Le Bonheur de Maupassant, nouvelle à énigme

Les Amis de Flaubert – Année 1977 – Bulletin n° 50 – Page 5

 

Le Bonheur de Maupassant, nouvelle à énigme

On sait que plusieurs nouvelles de Maupassant ont été insérées dans certains de ses romans ; le processus inverse est d’ailleurs tout aussi possible — c’est-à-dire que le romancier a pu détacher un épisode d’un roman achevé ou en voie de rédaction, pour le débiter comme nouvelle ; il est des cas où il est difficile d’établir dans quel sens s’est effectué l’emprunt.

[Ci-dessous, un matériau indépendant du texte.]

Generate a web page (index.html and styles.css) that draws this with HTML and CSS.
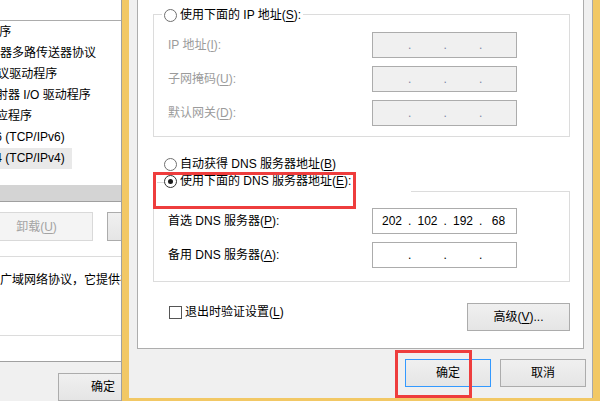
FILE: index.html
```html
<!DOCTYPE html>
<html lang="zh-CN">
<head>
<meta charset="utf-8">
<title>Internet 协议版本 4 (TCP/IPv4) 属性</title>
<link rel="stylesheet" href="styles.css">
</head>
<body>
<div class="screen">
  <div class="bgwin">
    <div class="page">
      <div class="list">
        <div class="items">
          <div class="row">QoS 数据包计划程序</div>
          <div class="row">Microsoft 网络适配器多路传送器协议</div>
          <div class="row">Microsoft LLDP 协议驱动程序</div>
          <div class="row">链路层拓扑发现映射器 I/O 驱动程序</div>
          <div class="row">链路层拓扑发现响应程序</div>
          <div class="row">Internet 协议版本 6 (TCP/IPv6)</div>
          <div class="row"><span class="sel">Internet 协议版本 4 (TCP/IPv4)</span></div>
        </div>
        <div class="hscroll"></div>
      </div>
      <div class="lbtnrow">
        <div class="btn btn-off uninstall">卸载(<u>U</u>)</div>
        <div class="btn prop">属性(<u>R</u>)</div>
      </div>
      <div class="desc">广域网络协议，它提供在不同的相互连接的网络上的通讯。</div>
    </div>
    <div class="bgfoot">
      <div class="btn okbg">确定</div>
    </div>
  </div>

  <div class="dialog">
    <div class="panel">
      <div class="group ipgroup">
        <div class="caption cap-ip"><span class="radio"></span><span>使用下面的 IP 地址(<u>S</u>):</span></div>
        <div class="rows rows-ip">
          <div class="frow">
            <span class="label off">IP 地址(<u>I</u>):</span>
            <div class="ipbox ipbox-off"><span></span><span class="dot">.</span><span></span><span class="dot">.</span><span></span><span class="dot">.</span><span></span></div>
          </div>
          <div class="frow">
            <span class="label off">子网掩码(<u>U</u>):</span>
            <div class="ipbox ipbox-off"><span></span><span class="dot">.</span><span></span><span class="dot">.</span><span></span><span class="dot">.</span><span></span></div>
          </div>
          <div class="frow">
            <span class="label off">默认网关(<u>D</u>):</span>
            <div class="ipbox ipbox-off"><span></span><span class="dot">.</span><span></span><span class="dot">.</span><span></span><span class="dot">.</span><span></span></div>
          </div>
        </div>
      </div>

      <div class="autodns"><span class="radio"></span><span>自动获得 DNS 服务器地址(<u>B</u>)</span></div>

      <div class="group dnsgroup">
        <div class="caption cap-dns"><span class="stub"></span><span class="radio radio-on"></span><span>使用下面的 DNS 服务器地址(<u>E</u>):</span></div>
        <div class="redbox redbox-dns"></div>
        <div class="rows rows-dns">
          <div class="frow">
            <span class="label">首选 DNS 服务器(<u>P</u>):</span>
            <div class="ipbox"><span>202</span><span class="dot">.</span><span>102</span><span class="dot">.</span><span>192</span><span class="dot">.</span><span>68</span></div>
          </div>
          <div class="frow">
            <span class="label">备用 DNS 服务器(<u>A</u>):</span>
            <div class="ipbox"><span></span><span class="dot">.</span><span></span><span class="dot">.</span><span></span><span class="dot">.</span><span></span></div>
          </div>
        </div>
      </div>

      <div class="bottomrow">
        <div class="check"><span class="checkbox"></span><span>退出时验证设置(<u>L</u>)</span></div>
        <div class="btn advanced">高级(<u>V</u>)...</div>
      </div>
    </div>

    <div class="dlgbtns">
      <div class="btn dlgbtn default">确定<div class="redbox redbox-ok"></div></div>
      <div class="btn dlgbtn">取消</div>
    </div>
  </div>
</div>
</body>
</html>
```

FILE: styles.css
```css
html, body {
  margin: 0;
  padding: 0;
}

body {
  width: 600px;
  height: 401px;
  overflow: hidden;
  font-family: "Liberation Sans", "Noto Sans CJK SC", sans-serif;
  font-size: 12px;
  line-height: 16px;
  color: #000;
  background: #f0f0f0;
}

u {
  text-decoration: underline;
  text-underline-offset: 2px;
}

.screen {
  display: flex;
  width: 600px;
  height: 401px;
  overflow: hidden;
}

/* ---------- background window (left) ---------- */
.bgwin {
  width: 122px;
  flex: none;
  box-sizing: border-box;
  border-right: 1px solid #a0a0a0;
  background: #f0f0f0;
  display: flex;
  flex-direction: column;
  overflow: hidden;
}

.page {
  height: 362px;
  box-sizing: border-box;
  background: #fff;
  border-bottom: 1px solid #a0a0a0;
}

.list {
  margin-top: 20px;
  border-top: 1px solid #acacac;
  border-bottom: 1px solid #a0a0a0;
  padding-top: 1px;
}

.items {
  margin-left: -100px;
  padding-bottom: 16px;
}

.row {
  height: 21px;
  line-height: 21px;
  white-space: nowrap;
}

.sel {
  display: inline-block;
  background: #e9e9e9;
  padding-right: 7px;
}

.hscroll {
  height: 16px;
  background: #d4d4d4;
}

.lbtnrow {
  display: flex;
  margin-top: 10px;
  height: 29px;
}

.btn {
  box-sizing: border-box;
  display: flex;
  align-items: center;
  justify-content: center;
  background: linear-gradient(#f0f0f0, #e5e5e5);
  border: 1px solid #acacac;
  white-space: nowrap;
}

.btn-off {
  background: #f4f4f4;
  border-color: #d9d9d9;
  color: #a3a3a3;
}

.uninstall {
  margin-left: -20px;
  width: 113px;
  flex: none;
}

.prop {
  margin-left: 14px;
  width: 90px;
  flex: none;
}

.desc {
  margin-top: 15px;
  height: 80px;
  box-sizing: border-box;
  border-top: 1px solid #dcdcdc;
  border-bottom: 1px solid #dcdcdc;
  padding-top: 15px;
  white-space: nowrap;
  overflow: hidden;
}

.bgfoot {
  padding-top: 11px;
  padding-left: 58px;
}

.okbg {
  width: 90px;
  height: 28px;
}

/* ---------- dialog ---------- */
.dialog {
  flex: 1;
  display: flex;
  flex-direction: column;
  background: #f0f0f0;
  border-style: solid;
  border-color: #f2c865;
  border-width: 0 7px 3px 7px;
  box-shadow: inset -1px 0 #a9a9a9;
  padding: 0 9px 0 8px;
}

.panel {
  height: 349px;
  box-sizing: border-box;
  background: #fff;
  border: 1px solid #adadad;
  border-top: none;
  padding: 0 13px 0 15px;
}

.group {
  border: 1px solid #dcdcdc;
  position: relative;
}

.ipgroup {
  margin-top: 14px;
  padding: 0 0 10px 14px;
}

.caption {
  display: flex;
  align-items: center;
  background: #fff;
  height: 16px;
}

.cap-ip {
  margin: -8px 0 0 -6px;
  padding: 0 2px;
  align-self: flex-start;
  width: max-content;
}

.radio {
  width: 13px;
  height: 13px;
  box-sizing: border-box;
  border: 1px solid #707070;
  border-radius: 50%;
  background: #fff;
  flex: none;
  margin-right: 3px;
  display: flex;
  align-items: center;
  justify-content: center;
}

.radio-on {
  border-color: #333;
}

.radio-on::after {
  content: "";
  width: 5px;
  height: 5px;
  border-radius: 50%;
  background: #1a1a1a;
}

.rows {
  display: flex;
  flex-direction: column;
  gap: 8px;
}

.rows-ip {
  margin-top: 9px;
}

.frow {
  display: flex;
  align-items: center;
  height: 26px;
}

.label {
  width: 204px;
  flex: none;
  white-space: nowrap;
}

.off {
  color: #9b9b9b;
}

.ipbox {
  width: 145px;
  height: 26px;
  box-sizing: border-box;
  border: 1px solid #acacac;
  background: #fff;
  display: grid;
  grid-template-columns: 28px 7.5px 28px 7.5px 28px 7.5px 28px;
  align-items: center;
  padding-left: 5px;
  text-align: center;
}

.ipbox-off {
  background: #f0f0f0;
}

.ipbox-off .dot {
  color: #7d86a6;
}

.autodns {
  display: flex;
  align-items: center;
  height: 16px;
  margin: 19px 0 0 11px;
}

.dnsgroup {
  margin-top: 19px;
  padding: 0 0 13px 14px;
}

.cap-dns {
  margin: -19px 0 0 -15px;
  height: 19px;
  width: 258px;
  padding-left: 4px;
  box-sizing: border-box;
  align-items: flex-start;
}

.cap-dns .stub {
  width: 7px;
  height: 1px;
  background: #dcdcdc;
  margin-top: 9px;
  flex: none;
}

.cap-dns .radio {
  margin-top: 2px;
  margin-right: 3px;
}

.redbox {
  position: absolute;
  box-sizing: border-box;
  border: 3px solid #ee3d3d;
  pointer-events: none;
}

.redbox-dns {
  left: -1px;
  top: -20px;
  width: 203px;
  height: 37px;
}

.rows-dns {
  margin-top: 16px;
}

.bottomrow {
  display: flex;
  align-items: flex-start;
  margin-top: 21px;
}

.check {
  display: flex;
  align-items: center;
  height: 16px;
  margin: 1px 0 0 16px;
}

.checkbox {
  width: 13px;
  height: 13px;
  box-sizing: border-box;
  border: 1px solid #555;
  background: #fff;
  margin-right: 3px;
  flex: none;
}

.advanced {
  margin-left: auto;
  width: 103px;
  height: 28px;
}

.dlgbtns {
  display: flex;
  justify-content: flex-end;
  gap: 9px;
  margin: 10px -2px 0 0;
}

.dlgbtn {
  width: 86px;
  height: 28px;
  position: relative;
}

.default {
  border-color: #3399ff;
}

.redbox-ok {
  left: -11px;
  top: -10px;
  width: 77px;
  height: 48px;
}
```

Je citerai pour mémoire Une vie, où se retrouvent trois nouvelles : Le Saut du Berger, Par un soir de printemps et La Veillée ; Bel Ami, auquel deux nouvelles : Un lâche et Le Vengeur (sans parler d’un troisième conte, Misti, paru dans un recueil posthume) ont fourni deux épisodes essentiels. De même, et bien que le processus soit cette fois distinct, on pourrait rapprocher Le Petit, nouvelle publiée dans les Contes du Jour et de la Nuit, de Monsieur Parent, nouvelle à dimensions de court roman : certes, il existe des différences notables dans les situations, et il n’y a rien de commun entre les deux dénouements. Mais le thème est le même, et la scène centrale (l’algarade entre le maître et sa servante à propos de l’enfant) est traitée selon un crescendo identique.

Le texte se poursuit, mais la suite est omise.